I attended the media launch of the original Acura MDX way back in April 2000, and I've always liked the vehicle since. This 2nd generation is getting on in years but has aged well. The overall demeanor of the vehicle is very satisfying. It's luxurious and well-built and comfortable but not ostentatious. It is only as big as it needs to be, as compared with, say, the Audi Q7 that we had in the office at the same time, which carries a ridiculous amount of mass.

The MDX's center stack is a little confusing on 1st use, with a bewildering array of buttons and switches and screens and letterings, but I suppose that most owners quickly learn how to use everything.

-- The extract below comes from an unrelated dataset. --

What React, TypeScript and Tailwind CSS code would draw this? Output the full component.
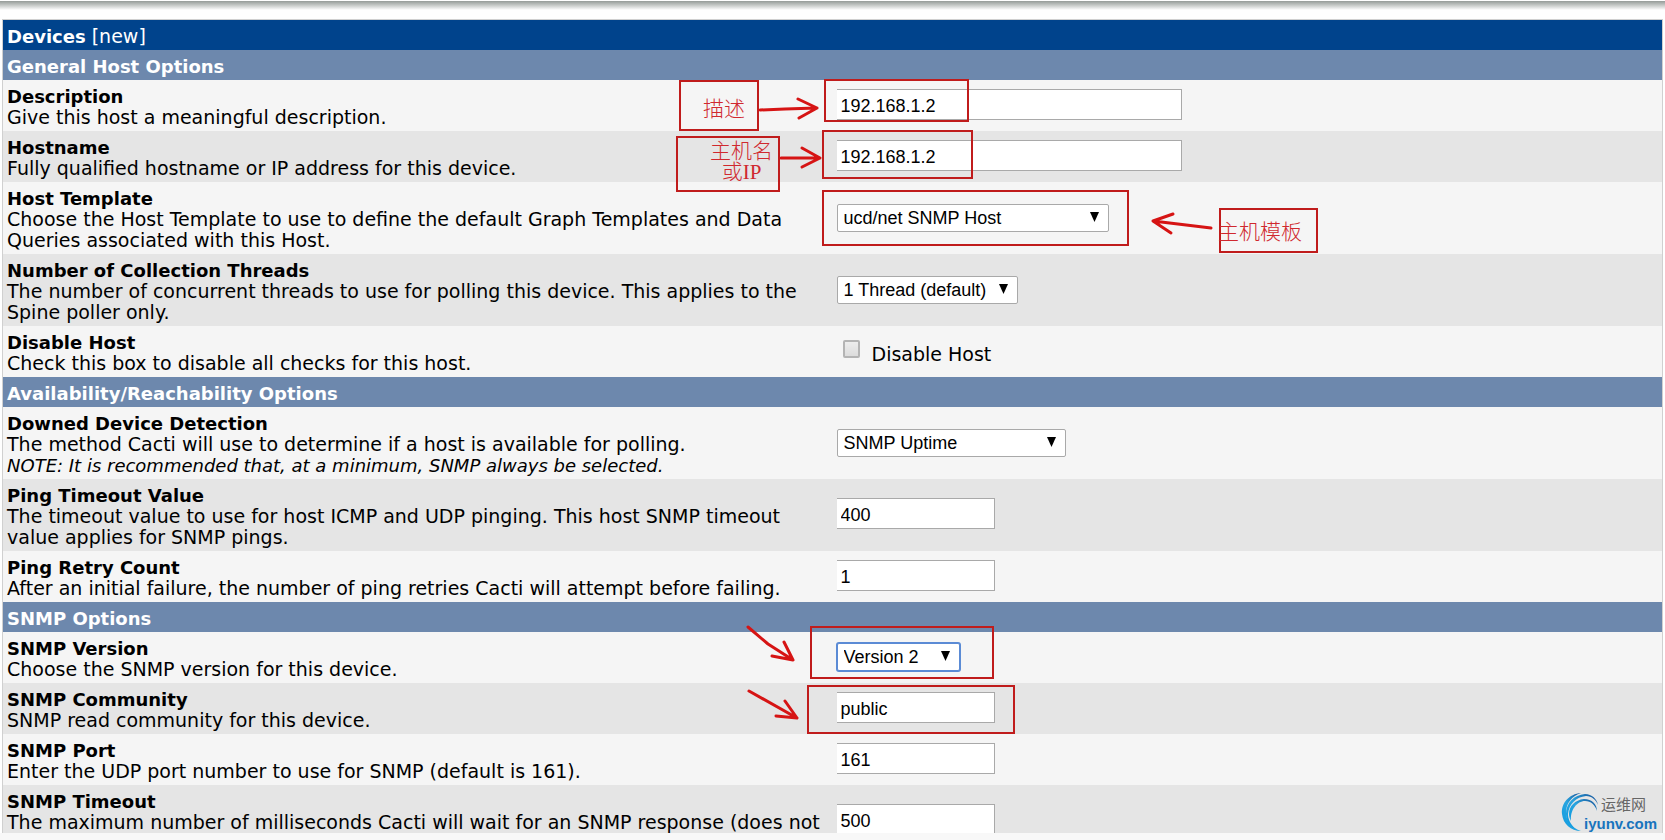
import type { ReactNode } from "react";

const fieldFont = "font-['Liberation_Sans',Arial,sans-serif] text-lg";

function SectionHeader({ children }: { children: ReactNode }) {
  return (
    <tr className="bg-[#6d88ad] text-white">
      <th
        colSpan={2}
        className="h-[30px] px-1 pt-1 pb-0 text-left text-lg leading-[21px] font-bold"
      >
        {children}
      </th>
    </tr>
  );
}

function Row({
  id,
  title,
  description,
  shaded = false,
  tall = false,
  children,
}: {
  id: string;
  title: string;
  description: ReactNode;
  shaded?: boolean;
  tall?: boolean;
  children: ReactNode;
}) {
  return (
    <tr
      className={`${shaded ? "bg-[#e5e5e5]" : "bg-[#f5f5f5]"} ${
        tall ? "h-[72px]" : "h-[51px]"
      }`}
    >
      <td className="w-1/2 px-1 pt-1.5 pb-0 align-top">
        <label
          htmlFor={id}
          className="block text-lg leading-[21px] font-bold"
        >
          {title}
        </label>
        <p>{description}</p>
      </td>
      <td className="w-1/2 px-1 pt-0 pb-0.5 align-middle">{children}</td>
    </tr>
  );
}

function TextField({
  id,
  value,
  wide = false,
}: {
  id: string;
  value: string;
  wide?: boolean;
}) {
  return (
    <input
      id={id}
      type="text"
      defaultValue={value}
      className={`${fieldFont} block h-[31px] border border-l-0 border-[#a9a9a9] bg-white px-1 pt-1 text-black outline-none ${
        wide ? "w-[345px]" : "w-[158px]"
      }`}
    />
  );
}

function SelectField({
  id,
  value,
  width,
  focused = false,
}: {
  id: string;
  value: string;
  width: string;
  focused?: boolean;
}) {
  return (
    <div className={`relative pt-0.5 ${width}`}>
      <select
        id={id}
        defaultValue={value}
        className={`${fieldFont} block h-7 w-full appearance-none rounded-xs border bg-white pl-1.5 leading-6 text-black outline-none ${
          focused
            ? "border-[#5b8bd5] ring-1 ring-[#5b8bd5]"
            : "border-[#a9a9a9]"
        }`}
      >
        <option>{value}</option>
      </select>
      <svg
        className="pointer-events-none absolute top-2.5 right-2.5 h-2.5 w-[9px]"
        viewBox="0 0 9 10"
      >
        <path d="M0 0h9L4.500 10z" fill="#000" />
      </svg>
    </div>
  );
}

const boxes = [
  { x: 680, y: 81, w: 78, h: 49 },
  { x: 677, y: 137, w: 102, h: 54 },
  { x: 825, y: 80, w: 143, h: 41 },
  { x: 823, y: 131, w: 149, h: 47 },
  { x: 823, y: 191, w: 305, h: 54 },
  { x: 1220, y: 209, w: 97, h: 43 },
  { x: 811, y: 627, w: 182, h: 51 },
  { x: 808, y: 686, w: 206, h: 47 },
];

const arrows = [
  "M760 110L785 109L817 108M798 99L817 108L799 118",
  "M781 158H820M802 148L820 158L802 167",
  "M1211 228L1153 221M1173 214L1153 221L1171 233",
  "M748 627L768 644L793 660M784 642L793 660L772 656",
  "M749 691L797 718M785 701L797 718L776 716",
];

// Red boxes, arrows and notes drawn over the form
function Annotations() {
  const note =
    "absolute whitespace-nowrap text-center text-[21px] leading-[21px] font-light text-[#d0282e] font-['Liberation_Serif','Noto_Sans_CJK_SC',serif]";
  return (
    <div className="pointer-events-none absolute inset-0">
      <svg className="absolute inset-0 h-full w-full" fill="none">
        {boxes.map((b) => (
          <rect
            key={`${b.x}-${b.y}`}
            x={b.x}
            y={b.y}
            width={b.w}
            height={b.h}
            stroke="#c01c1c"
            strokeWidth={2}
          />
        ))}
        {arrows.map((d) => (
          <path
            key={d}
            d={d}
            stroke="#d61414"
            strokeWidth={3}
            strokeLinecap="round"
            strokeLinejoin="round"
          />
        ))}
      </svg>
      <span className={`${note} top-[99px] left-[703px]`}>描述</span>
      <span className={`${note} top-[141px] left-[710px]`}>
        主机名
        <br />
        或IP
      </span>
      <span className={`${note} top-[222px] left-[1218px]`}>主机模板</span>
    </div>
  );
}

function Watermark() {
  return (
    <div className="absolute right-1 bottom-2 h-10 w-[100px]">
      <svg className="absolute top-0 left-0 h-10 w-10" viewBox="0 0 40 40">
        <defs>
          <linearGradient id="swirl" x1="0" y1="1" x2="1" y2="0">
            <stop offset="0" stopColor="#0d9be0" />
            <stop offset="0.5" stopColor="#29a5e0" />
            <stop offset="1" stopColor="#174f96" />
          </linearGradient>
        </defs>
        <g fill="url(#swirl)">
          <path d="M20 1C8 2 0 11 1 22C2 32 10 39 20 39C11 36 5 29 5 21C5 11 11 4 20 1Z" />
          <path d="M24 2C13 3 5 11 5 22C5 29 9 34 14 37C9 31 7 27 7 22C8 12 15 5 25 4C31 4 35 8 37 13C36 7 31 2 24 2Z" />
          <path d="M23 7C14 8 8 14 8 22C8 25 9 27 10 29C9 18 16 9 24 9C30 9 34 13 36 19C36 12 31 7 23 7Z" />
        </g>
      </svg>
      <span className="absolute top-0.5 left-10 font-['Noto_Sans_CJK_SC',sans-serif] text-[15px] leading-5 whitespace-nowrap text-[#666]">
        运维网
      </span>
      <span className="absolute top-6 left-[23px] font-['Liberation_Sans',Arial,sans-serif] text-[15px] leading-4 font-bold text-[#1874bd]">
        iyunv.com
      </span>
    </div>
  );
}

export default function App() {
  return (
    <main className="relative flex h-screen flex-col overflow-hidden bg-white font-['DejaVu_Sans',Verdana,sans-serif] text-[19px] leading-[21px] text-black">
      <div className="mt-px h-[9px] shrink-0 bg-linear-to-b from-[#959b98] to-white" />
      <form className="mx-0.5 mt-[9px] min-h-0 flex-1 overflow-hidden">
        <table className="w-full table-fixed border-collapse border border-[#d0d0d0]">
          <tbody>
            <tr className="bg-[#00438c] text-white">
              <th
                colSpan={2}
                className="h-[30px] px-1 pt-1 pb-0 text-left font-normal"
              >
                <strong className="text-lg leading-[21px]">Devices</strong>{" "}
                [new]
              </th>
            </tr>
            <SectionHeader>General Host Options</SectionHeader>
            <Row
              id="description"
              title="Description"
              description="Give this host a meaningful description."
            >
              <TextField id="description" value="192.168.1.2" wide />
            </Row>
            <Row
              id="hostname"
              title="Hostname"
              description="Fully qualified hostname or IP address for this device."
              shaded
            >
              <TextField id="hostname" value="192.168.1.2" wide />
            </Row>
            <Row
              id="host_template"
              title="Host Template"
              description={
                <>
                  Choose the Host Template to use to define the default Graph
                  Templates and Data
                  <br />
                  Queries associated with this Host.
                </>
              }
              tall
            >
              <SelectField
                id="host_template"
                value="ucd/net SNMP Host"
                width="w-[272px]"
              />
            </Row>
            <Row
              id="threads"
              title="Number of Collection Threads"
              description={
                <>
                  The number of concurrent threads to use for polling this
                  device. This applies to the
                  <br />
                  Spine poller only.
                </>
              }
              shaded
              tall
            >
              <SelectField
                id="threads"
                value="1 Thread (default)"
                width="w-[181px]"
              />
            </Row>
            <Row
              id="disabled"
              title="Disable Host"
              description="Check this box to disable all checks for this host."
            >
              <div className="flex items-start gap-3 pt-1 pl-1.5">
                <input
                  id="disabled"
                  type="checkbox"
                  className="h-[18px] w-[17px] appearance-none rounded-xs border-2 border-[#b4b4b4] bg-linear-to-b from-[#ededed] to-[#dcdcdc]"
                />
                <label htmlFor="disabled" className="pt-1">
                  Disable Host
                </label>
              </div>
            </Row>

            <SectionHeader>Availability/Reachability Options</SectionHeader>
            <Row
              id="availability"
              title="Downed Device Detection"
              description={
                <>
                  The method Cacti will use to determine if a host is available
                  for polling.
                  <br />
                  <em className="text-lg leading-[21px]">
                    NOTE: It is recommended that, at a minimum, SNMP always be
                    selected.
                  </em>
                </>
              }
              tall
            >
              <SelectField
                id="availability"
                value="SNMP Uptime"
                width="w-[229px]"
              />
            </Row>
            <Row
              id="ping_timeout"
              title="Ping Timeout Value"
              description={
                <>
                  The timeout value to use for host ICMP and UDP pinging. This
                  host SNMP timeout
                  <br />
                  value applies for SNMP pings.
                </>
              }
              shaded
              tall
            >
              <TextField id="ping_timeout" value="400" />
            </Row>
            <Row
              id="ping_retries"
              title="Ping Retry Count"
              description="After an initial failure, the number of ping retries Cacti will attempt before failing."
            >
              <TextField id="ping_retries" value="1" />
            </Row>

            <SectionHeader>SNMP Options</SectionHeader>
            <Row
              id="snmp_version"
              title="SNMP Version"
              description="Choose the SNMP version for this device."
            >
              <SelectField
                id="snmp_version"
                value="Version 2"
                width="w-[123px]"
                focused
              />
            </Row>
            <Row
              id="snmp_community"
              title="SNMP Community"
              description="SNMP read community for this device."
              shaded
            >
              <TextField id="snmp_community" value="public" />
            </Row>
            <Row
              id="snmp_port"
              title="SNMP Port"
              description="Enter the UDP port number to use for SNMP (default is 161)."
            >
              <TextField id="snmp_port" value="161" />
            </Row>
            <Row
              id="snmp_timeout"
              title="SNMP Timeout"
              description="The maximum number of milliseconds Cacti will wait for an SNMP response (does not"
              shaded
              tall
            >
              <TextField id="snmp_timeout" value="500" />
            </Row>
          </tbody>
        </table>
      </form>
      <div className="h-[7px] shrink-0 bg-[#f8f8f8]" />
      <Annotations />
      <Watermark />
    </main>
  );
}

Joe DeMatio, Deputy Editor


The MDX is the best-selling Acura and is probably the best Acura period. Unlike some of the brand's other offerings, it doesn't side-step competitors with a low price: It's an expensive full-size crossover that feels and drives every bit like an expensive full-size crossover. It also wears the most natural and good-looking execution of Acura's angular design language - it's not an afterthought nor is it overdone. The interior is more conservative, but is similarly attractive and built to the same high standard as the cabin of the RL sedan we had in a few weeks ago.

I did not get to drive the MDX as much as I'd like, as we were in the throes of sending our magazine out to the printer (how old fashioned!), but found the ride sufficiently comfortable for my tired commute home.

David Zenlea, Assistant Editor


The Acura MDX is an excellent example of the sporty refinement that the brand is synonymous with. The entire vehicle has a substantial, solid character that never feels heavy or cumbersome. The sporty and luxurious cabin oozes quality and I found it to be more comfortable than some of its competitors, such as the BMW X5 and the Lexus RX. In fact, on the sport vs. luxury scale the MDX is a near-perfect halfway point between these two SUVs. The Acura's steering is a weak point as it could use more feel, but it's less heavy than the X5's and better weighted than the RX's.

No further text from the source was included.